Transcribe the records below exactly, leaving out any pictures.

[Material supplied start]

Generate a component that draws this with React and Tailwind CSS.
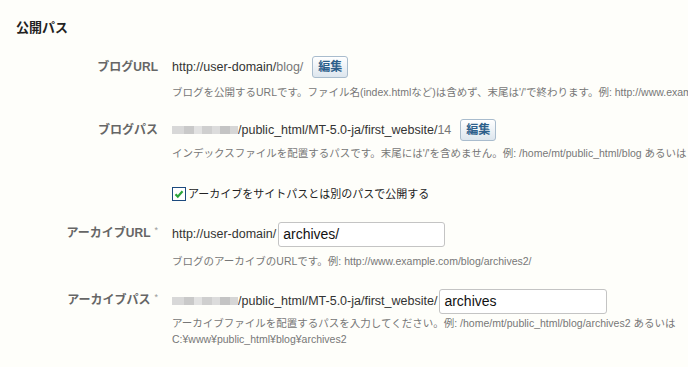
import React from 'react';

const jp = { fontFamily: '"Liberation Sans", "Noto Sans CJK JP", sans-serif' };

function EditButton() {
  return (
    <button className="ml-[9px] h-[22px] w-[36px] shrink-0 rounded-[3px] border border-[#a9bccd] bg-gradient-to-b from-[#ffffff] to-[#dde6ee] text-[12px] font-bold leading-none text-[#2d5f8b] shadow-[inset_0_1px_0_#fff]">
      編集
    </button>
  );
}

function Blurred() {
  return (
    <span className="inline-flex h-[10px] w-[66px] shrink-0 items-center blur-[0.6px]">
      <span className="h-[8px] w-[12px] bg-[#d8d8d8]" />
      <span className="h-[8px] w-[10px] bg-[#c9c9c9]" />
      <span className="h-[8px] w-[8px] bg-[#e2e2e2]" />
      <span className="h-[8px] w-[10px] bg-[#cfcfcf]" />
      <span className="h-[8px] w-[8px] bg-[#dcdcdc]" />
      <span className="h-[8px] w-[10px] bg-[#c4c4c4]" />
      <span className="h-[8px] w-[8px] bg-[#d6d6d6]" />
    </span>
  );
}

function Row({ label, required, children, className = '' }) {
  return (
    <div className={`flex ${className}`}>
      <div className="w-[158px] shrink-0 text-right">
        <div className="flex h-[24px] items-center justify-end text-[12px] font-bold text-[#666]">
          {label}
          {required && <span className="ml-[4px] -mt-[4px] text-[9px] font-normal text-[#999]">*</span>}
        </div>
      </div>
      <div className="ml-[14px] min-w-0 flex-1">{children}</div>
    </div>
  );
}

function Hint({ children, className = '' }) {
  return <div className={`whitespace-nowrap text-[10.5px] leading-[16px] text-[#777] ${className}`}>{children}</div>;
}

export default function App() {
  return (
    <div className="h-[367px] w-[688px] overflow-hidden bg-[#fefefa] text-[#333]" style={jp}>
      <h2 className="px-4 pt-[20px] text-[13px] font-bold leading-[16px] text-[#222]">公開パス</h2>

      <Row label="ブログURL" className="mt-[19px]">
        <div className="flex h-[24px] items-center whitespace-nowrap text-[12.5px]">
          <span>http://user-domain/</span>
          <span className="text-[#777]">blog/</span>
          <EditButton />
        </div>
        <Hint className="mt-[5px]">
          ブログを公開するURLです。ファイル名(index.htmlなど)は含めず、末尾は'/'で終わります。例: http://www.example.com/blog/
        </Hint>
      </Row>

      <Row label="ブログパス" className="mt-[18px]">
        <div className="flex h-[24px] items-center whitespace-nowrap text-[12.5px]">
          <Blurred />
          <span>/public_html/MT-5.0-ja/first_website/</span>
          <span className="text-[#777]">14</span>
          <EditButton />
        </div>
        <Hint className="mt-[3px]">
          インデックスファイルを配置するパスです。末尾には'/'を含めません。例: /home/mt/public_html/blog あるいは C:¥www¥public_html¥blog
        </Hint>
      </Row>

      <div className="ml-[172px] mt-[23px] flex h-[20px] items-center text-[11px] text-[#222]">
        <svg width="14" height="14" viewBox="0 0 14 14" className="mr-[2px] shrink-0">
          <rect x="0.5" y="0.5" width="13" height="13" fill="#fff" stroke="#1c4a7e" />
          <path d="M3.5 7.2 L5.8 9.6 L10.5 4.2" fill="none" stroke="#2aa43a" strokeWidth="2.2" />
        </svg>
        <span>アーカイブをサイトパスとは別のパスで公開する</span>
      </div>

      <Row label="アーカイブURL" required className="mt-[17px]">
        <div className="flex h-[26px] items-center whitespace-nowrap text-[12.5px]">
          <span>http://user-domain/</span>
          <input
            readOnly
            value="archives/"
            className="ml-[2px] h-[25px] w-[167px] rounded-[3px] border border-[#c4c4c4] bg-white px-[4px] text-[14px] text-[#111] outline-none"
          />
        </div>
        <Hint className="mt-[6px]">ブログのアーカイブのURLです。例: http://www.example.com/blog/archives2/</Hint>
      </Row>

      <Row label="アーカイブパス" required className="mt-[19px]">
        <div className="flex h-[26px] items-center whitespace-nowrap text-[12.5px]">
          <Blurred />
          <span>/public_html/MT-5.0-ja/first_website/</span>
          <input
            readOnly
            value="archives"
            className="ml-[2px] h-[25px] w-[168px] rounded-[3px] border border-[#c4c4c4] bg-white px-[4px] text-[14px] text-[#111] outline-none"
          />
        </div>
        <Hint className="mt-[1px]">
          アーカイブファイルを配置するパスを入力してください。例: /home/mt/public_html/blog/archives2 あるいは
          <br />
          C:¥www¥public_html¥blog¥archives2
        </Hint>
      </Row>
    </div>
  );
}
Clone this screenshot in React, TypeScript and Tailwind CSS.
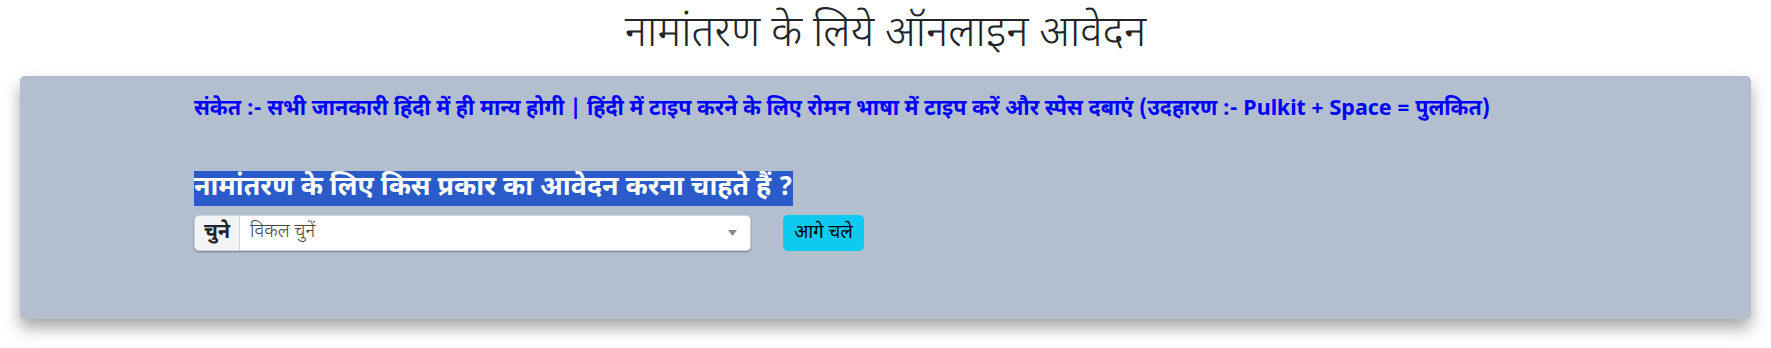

[Material supplied end]

**Task response:**
Generate a component that draws this with React and Tailwind CSS.
import React from 'react';

const jp = { fontFamily: '"Liberation Sans", "Noto Sans CJK JP", sans-serif' };

function EditButton() {
  return (
    <button className="ml-[9px] h-[22px] w-[36px] shrink-0 rounded-[3px] border border-[#a9bccd] bg-gradient-to-b from-[#ffffff] to-[#dde6ee] text-[12px] font-bold leading-none text-[#2d5f8b] shadow-[inset_0_1px_0_#fff]">
      編集
    </button>
  );
}

function Blurred() {
  return (
    <span className="inline-flex h-[10px] w-[66px] shrink-0 items-center blur-[0.6px]">
      <span className="h-[8px] w-[12px] bg-[#d8d8d8]" />
      <span className="h-[8px] w-[10px] bg-[#c9c9c9]" />
      <span className="h-[8px] w-[8px] bg-[#e2e2e2]" />
      <span className="h-[8px] w-[10px] bg-[#cfcfcf]" />
      <span className="h-[8px] w-[8px] bg-[#dcdcdc]" />
      <span className="h-[8px] w-[10px] bg-[#c4c4c4]" />
      <span className="h-[8px] w-[8px] bg-[#d6d6d6]" />
    </span>
  );
}

function Row({ label, required, children, className = '' }) {
  return (
    <div className={`flex ${className}`}>
      <div className="w-[158px] shrink-0 text-right">
        <div className="flex h-[24px] items-center justify-end text-[12px] font-bold text-[#666]">
          {label}
          {required && <span className="ml-[4px] -mt-[4px] text-[9px] font-normal text-[#999]">*</span>}
        </div>
      </div>
      <div className="ml-[14px] min-w-0 flex-1">{children}</div>
    </div>
  );
}

function Hint({ children, className = '' }) {
  return <div className={`whitespace-nowrap text-[10.5px] leading-[16px] text-[#777] ${className}`}>{children}</div>;
}

export default function App() {
  return (
    <div className="h-[367px] w-[688px] overflow-hidden bg-[#fefefa] text-[#333]" style={jp}>
      <h2 className="px-4 pt-[20px] text-[13px] font-bold leading-[16px] text-[#222]">公開パス</h2>

      <Row label="ブログURL" className="mt-[19px]">
        <div className="flex h-[24px] items-center whitespace-nowrap text-[12.5px]">
          <span>http://user-domain/</span>
          <span className="text-[#777]">blog/</span>
          <EditButton />
        </div>
        <Hint className="mt-[5px]">
          ブログを公開するURLです。ファイル名(index.htmlなど)は含めず、末尾は'/'で終わります。例: http://www.example.com/blog/
        </Hint>
      </Row>

      <Row label="ブログパス" className="mt-[18px]">
        <div className="flex h-[24px] items-center whitespace-nowrap text-[12.5px]">
          <Blurred />
          <span>/public_html/MT-5.0-ja/first_website/</span>
          <span className="text-[#777]">14</span>
          <EditButton />
        </div>
        <Hint className="mt-[3px]">
          インデックスファイルを配置するパスです。末尾には'/'を含めません。例: /home/mt/public_html/blog あるいは C:¥www¥public_html¥blog
        </Hint>
      </Row>

      <div className="ml-[172px] mt-[23px] flex h-[20px] items-center text-[11px] text-[#222]">
        <svg width="14" height="14" viewBox="0 0 14 14" className="mr-[2px] shrink-0">
          <rect x="0.5" y="0.5" width="13" height="13" fill="#fff" stroke="#1c4a7e" />
          <path d="M3.5 7.2 L5.8 9.6 L10.5 4.2" fill="none" stroke="#2aa43a" strokeWidth="2.2" />
        </svg>
        <span>アーカイブをサイトパスとは別のパスで公開する</span>
      </div>

      <Row label="アーカイブURL" required className="mt-[17px]">
        <div className="flex h-[26px] items-center whitespace-nowrap text-[12.5px]">
          <span>http://user-domain/</span>
          <input
            readOnly
            value="archives/"
            className="ml-[2px] h-[25px] w-[167px] rounded-[3px] border border-[#c4c4c4] bg-white px-[4px] text-[14px] text-[#111] outline-none"
          />
        </div>
        <Hint className="mt-[6px]">ブログのアーカイブのURLです。例: http://www.example.com/blog/archives2/</Hint>
      </Row>

      <Row label="アーカイブパス" required className="mt-[19px]">
        <div className="flex h-[26px] items-center whitespace-nowrap text-[12.5px]">
          <Blurred />
          <span>/public_html/MT-5.0-ja/first_website/</span>
          <input
            readOnly
            value="archives"
            className="ml-[2px] h-[25px] w-[168px] rounded-[3px] border border-[#c4c4c4] bg-white px-[4px] text-[14px] text-[#111] outline-none"
          />
        </div>
        <Hint className="mt-[1px]">
          アーカイブファイルを配置するパスを入力してください。例: /home/mt/public_html/blog/archives2 あるいは
          <br />
          C:¥www¥public_html¥blog¥archives2
        </Hint>
      </Row>
    </div>
  );
}
Clone this screenshot in React, TypeScript and Tailwind CSS.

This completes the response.